PROBLEM DETAILS:
Find and copy every line in the records that includes the string "components".

DATA SHOWN:
..............................
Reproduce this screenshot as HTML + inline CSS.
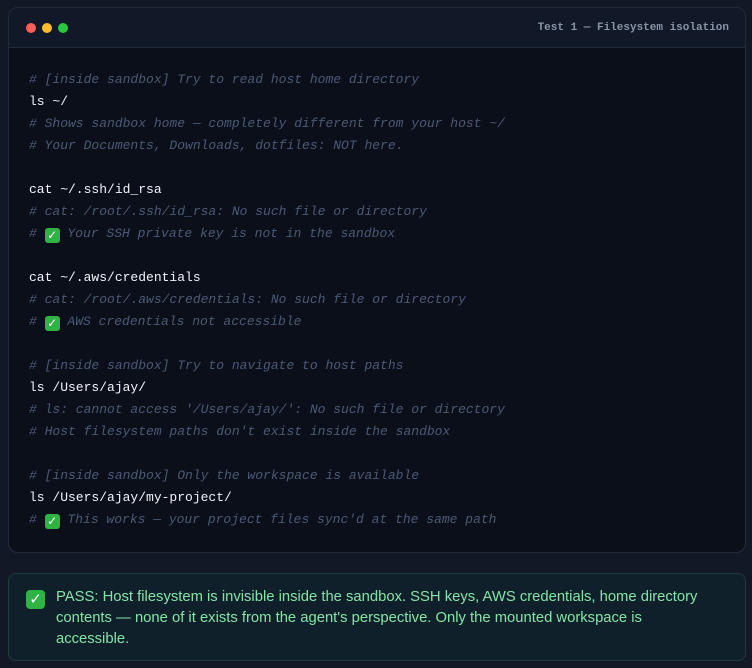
..............................
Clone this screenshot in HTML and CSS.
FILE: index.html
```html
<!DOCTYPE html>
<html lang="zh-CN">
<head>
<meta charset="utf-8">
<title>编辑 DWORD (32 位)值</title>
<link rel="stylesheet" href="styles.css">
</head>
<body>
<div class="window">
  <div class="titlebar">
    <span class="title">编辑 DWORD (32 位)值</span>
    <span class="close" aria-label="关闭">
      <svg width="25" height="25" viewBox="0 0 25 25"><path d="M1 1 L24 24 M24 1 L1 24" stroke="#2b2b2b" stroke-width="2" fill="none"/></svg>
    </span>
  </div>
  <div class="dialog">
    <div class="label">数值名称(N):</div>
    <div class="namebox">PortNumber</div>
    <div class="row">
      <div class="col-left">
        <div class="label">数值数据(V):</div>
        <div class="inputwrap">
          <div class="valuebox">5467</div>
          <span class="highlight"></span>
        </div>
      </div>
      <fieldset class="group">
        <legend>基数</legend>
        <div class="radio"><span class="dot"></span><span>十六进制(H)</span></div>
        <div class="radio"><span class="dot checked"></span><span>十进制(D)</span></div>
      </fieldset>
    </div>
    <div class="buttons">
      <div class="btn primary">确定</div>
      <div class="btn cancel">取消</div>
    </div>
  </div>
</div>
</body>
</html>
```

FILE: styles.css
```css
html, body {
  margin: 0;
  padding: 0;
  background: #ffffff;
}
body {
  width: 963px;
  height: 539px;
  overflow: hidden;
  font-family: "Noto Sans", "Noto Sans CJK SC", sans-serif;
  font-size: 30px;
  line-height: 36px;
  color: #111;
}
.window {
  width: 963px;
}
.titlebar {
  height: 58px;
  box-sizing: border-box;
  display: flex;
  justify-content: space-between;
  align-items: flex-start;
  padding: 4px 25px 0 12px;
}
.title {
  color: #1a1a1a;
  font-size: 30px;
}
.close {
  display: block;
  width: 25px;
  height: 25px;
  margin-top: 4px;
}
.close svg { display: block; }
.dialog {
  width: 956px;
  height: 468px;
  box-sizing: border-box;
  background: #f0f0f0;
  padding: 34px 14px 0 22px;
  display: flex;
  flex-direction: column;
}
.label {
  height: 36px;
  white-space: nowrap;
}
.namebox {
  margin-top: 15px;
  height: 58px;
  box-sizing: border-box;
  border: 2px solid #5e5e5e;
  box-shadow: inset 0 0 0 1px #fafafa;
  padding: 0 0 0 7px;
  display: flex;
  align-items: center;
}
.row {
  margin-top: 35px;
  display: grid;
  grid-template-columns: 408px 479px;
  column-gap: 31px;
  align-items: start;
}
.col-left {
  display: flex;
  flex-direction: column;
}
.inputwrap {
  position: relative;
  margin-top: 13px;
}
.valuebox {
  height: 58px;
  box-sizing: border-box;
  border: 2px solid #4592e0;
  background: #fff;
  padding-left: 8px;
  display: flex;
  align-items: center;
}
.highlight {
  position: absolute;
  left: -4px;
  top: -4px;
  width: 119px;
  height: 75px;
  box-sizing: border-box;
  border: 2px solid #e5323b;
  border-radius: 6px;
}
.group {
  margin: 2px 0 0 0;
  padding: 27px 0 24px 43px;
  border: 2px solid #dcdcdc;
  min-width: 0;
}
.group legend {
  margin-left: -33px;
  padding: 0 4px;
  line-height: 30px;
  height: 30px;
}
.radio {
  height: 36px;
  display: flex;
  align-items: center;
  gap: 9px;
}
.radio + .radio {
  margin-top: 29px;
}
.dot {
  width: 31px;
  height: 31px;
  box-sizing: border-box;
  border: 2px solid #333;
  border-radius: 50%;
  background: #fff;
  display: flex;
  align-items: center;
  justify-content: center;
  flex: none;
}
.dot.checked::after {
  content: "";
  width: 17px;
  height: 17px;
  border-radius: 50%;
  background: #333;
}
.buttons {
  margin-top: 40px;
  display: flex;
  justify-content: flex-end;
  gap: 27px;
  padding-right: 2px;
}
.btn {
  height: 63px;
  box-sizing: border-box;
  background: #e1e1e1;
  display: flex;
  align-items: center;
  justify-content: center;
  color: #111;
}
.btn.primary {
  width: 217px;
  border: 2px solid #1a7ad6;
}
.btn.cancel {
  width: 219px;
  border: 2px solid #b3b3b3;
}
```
..............................
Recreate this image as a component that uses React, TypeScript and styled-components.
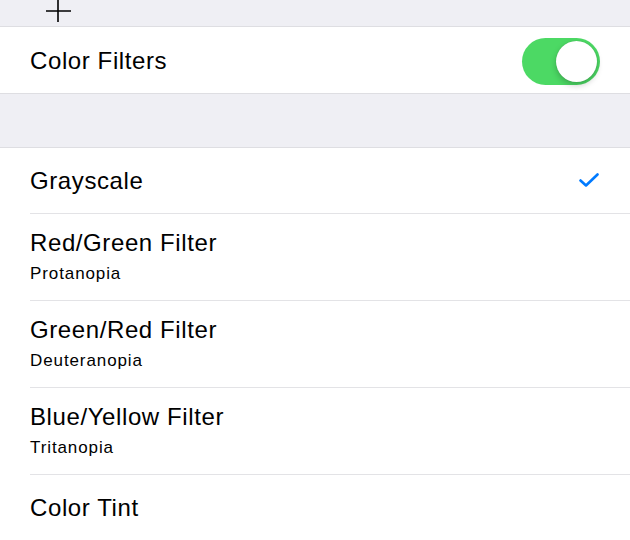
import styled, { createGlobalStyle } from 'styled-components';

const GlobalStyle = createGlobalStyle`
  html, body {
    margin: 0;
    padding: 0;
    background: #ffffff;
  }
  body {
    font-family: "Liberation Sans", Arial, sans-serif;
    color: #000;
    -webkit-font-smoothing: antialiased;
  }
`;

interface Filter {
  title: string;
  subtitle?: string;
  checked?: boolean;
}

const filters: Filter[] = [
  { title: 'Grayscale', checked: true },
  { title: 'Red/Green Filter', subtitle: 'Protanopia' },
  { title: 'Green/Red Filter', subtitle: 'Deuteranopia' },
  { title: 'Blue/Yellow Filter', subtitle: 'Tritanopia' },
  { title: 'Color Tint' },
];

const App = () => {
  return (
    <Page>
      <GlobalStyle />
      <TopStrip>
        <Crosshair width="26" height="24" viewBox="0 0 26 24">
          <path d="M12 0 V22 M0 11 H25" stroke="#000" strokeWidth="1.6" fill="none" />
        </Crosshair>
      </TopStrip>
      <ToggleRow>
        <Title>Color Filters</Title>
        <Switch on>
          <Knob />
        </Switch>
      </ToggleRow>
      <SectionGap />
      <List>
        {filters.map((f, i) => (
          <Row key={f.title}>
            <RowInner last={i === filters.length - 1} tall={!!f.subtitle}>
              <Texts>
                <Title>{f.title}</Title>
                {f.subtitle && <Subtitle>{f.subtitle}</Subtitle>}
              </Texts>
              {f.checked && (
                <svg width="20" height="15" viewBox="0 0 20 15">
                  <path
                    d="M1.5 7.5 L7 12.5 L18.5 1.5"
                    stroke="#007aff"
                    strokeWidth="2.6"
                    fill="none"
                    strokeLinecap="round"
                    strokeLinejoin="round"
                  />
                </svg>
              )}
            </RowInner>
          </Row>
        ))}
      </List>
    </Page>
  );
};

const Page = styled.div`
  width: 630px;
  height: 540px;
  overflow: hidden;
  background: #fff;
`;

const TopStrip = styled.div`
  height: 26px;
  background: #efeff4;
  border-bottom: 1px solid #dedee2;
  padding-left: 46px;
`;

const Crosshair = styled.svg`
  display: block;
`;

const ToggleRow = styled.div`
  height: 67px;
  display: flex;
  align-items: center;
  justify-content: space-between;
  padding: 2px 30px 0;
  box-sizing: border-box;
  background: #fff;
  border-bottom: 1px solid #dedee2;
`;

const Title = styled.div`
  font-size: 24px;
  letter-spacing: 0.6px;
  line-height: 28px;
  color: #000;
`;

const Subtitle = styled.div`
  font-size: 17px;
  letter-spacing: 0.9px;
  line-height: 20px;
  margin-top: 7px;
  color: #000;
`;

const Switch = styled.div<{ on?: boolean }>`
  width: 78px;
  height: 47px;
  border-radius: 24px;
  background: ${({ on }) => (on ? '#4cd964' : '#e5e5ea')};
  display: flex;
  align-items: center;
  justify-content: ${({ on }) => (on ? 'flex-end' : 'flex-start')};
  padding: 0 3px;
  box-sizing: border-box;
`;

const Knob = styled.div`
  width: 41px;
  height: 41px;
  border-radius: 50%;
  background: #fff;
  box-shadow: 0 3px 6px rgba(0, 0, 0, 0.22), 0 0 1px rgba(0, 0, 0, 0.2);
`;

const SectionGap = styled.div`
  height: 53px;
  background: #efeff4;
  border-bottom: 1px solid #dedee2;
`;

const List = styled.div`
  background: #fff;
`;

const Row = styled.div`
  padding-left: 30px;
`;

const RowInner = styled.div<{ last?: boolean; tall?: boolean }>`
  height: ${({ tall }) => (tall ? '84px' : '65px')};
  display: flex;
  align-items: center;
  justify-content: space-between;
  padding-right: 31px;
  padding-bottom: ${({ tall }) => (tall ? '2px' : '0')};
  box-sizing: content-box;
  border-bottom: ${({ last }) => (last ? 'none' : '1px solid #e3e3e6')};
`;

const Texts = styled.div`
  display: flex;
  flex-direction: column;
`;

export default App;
..............................
FINISHED TASK:
Recreate this image as a component that uses React, TypeScript and styled-components.
import styled, { createGlobalStyle } from 'styled-components';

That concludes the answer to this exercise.